John Jay Papers

The Case of Peter Van Schaack Editorial Note

The Case of Peter Van Schaack

John Jay was one of the four members present on 21 December 1776 when the Committee for Detecting Conspiracies ordered the local authorities in Albany to examine four men presumed to be disloyal. Participating in this first action taken against Peter Van Schaack because of his political beliefs was an unhappy duty for Jay, for the two had been close friends since they studied together at King’s College and then became rising young New York City lawyers. Although his public responsibilities forced Jay to play an important role in the series of proceedings that led eventually to Van Schaack’s banishment to England, their friendship survived the crisis of the war years. Much later, after Van Schaack had been allowed to come home and had regained his citizenship, he gave strong support to Jay’s campaign for the governorship.1

Some men feigned neutrality to mask pro-British inclinations, but Van Schaack was so genuinely impartial that he was utterly immobilized. “Although he decidedly condemned the conduct of the Home government,” his son reported, “he was yet opposed to taking up arms in opposition to it.” When forced to travel from Kinderhook, to which he had moved in 1775, to make his appearance in Albany, his conscience would not permit him to swear allegiance to the state of New York. He suffered thereafter much the same fate as if he had been an aggressive and scheming Tory. He was sent to Boston, where many men found guilty of disloyalty were being held. From there he was called back for a hearing before the provincial convention in Kingston and was then paroled to Kinderhook. He remained there until the Banishing Act of 13 June 1778 forced him to leave the part of New York State that was held by the Patriots.
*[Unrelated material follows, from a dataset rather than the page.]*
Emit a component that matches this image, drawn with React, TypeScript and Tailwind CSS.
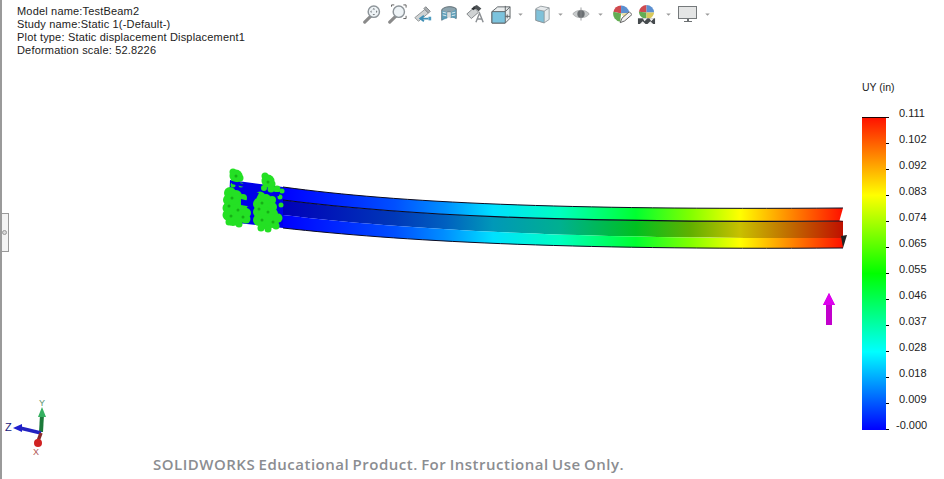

He journeyed to England and did not return to his native land until after the war ended.2

During this difficult period in Peter Van Schaack’s life, he remained in occasional contact with Jay. In 1777 Jay helped him by forwarding a copy of the instructions to return from Boston, the original having gone astray, but he was unable to oblige when Van Schaack sought permission in March 1778 to take his sick wife to New York City. The men were out of touch with one another between 1778, when Van Schaack left the country, and 1782, when the exile wrote a cautious letter to Jay in Paris. Jay’s prompt and warm reply was the beginning of regular correspondence, and they were reunited when Jay made his 1783 visit to London. When Peter Van Schaack returned to the United States in 1785, Jay came aboard his ship in New York harbor to welcome him home.3

1Van Schaack, The Life of Peter Van Schaack, 6, 14, 15, 402, 437.

2Ibid., 51, 54–58, 63, 70–71, 85, 109, 134, 257.

3Ibid., 77, 84–85, 95–103, 301–13, 390.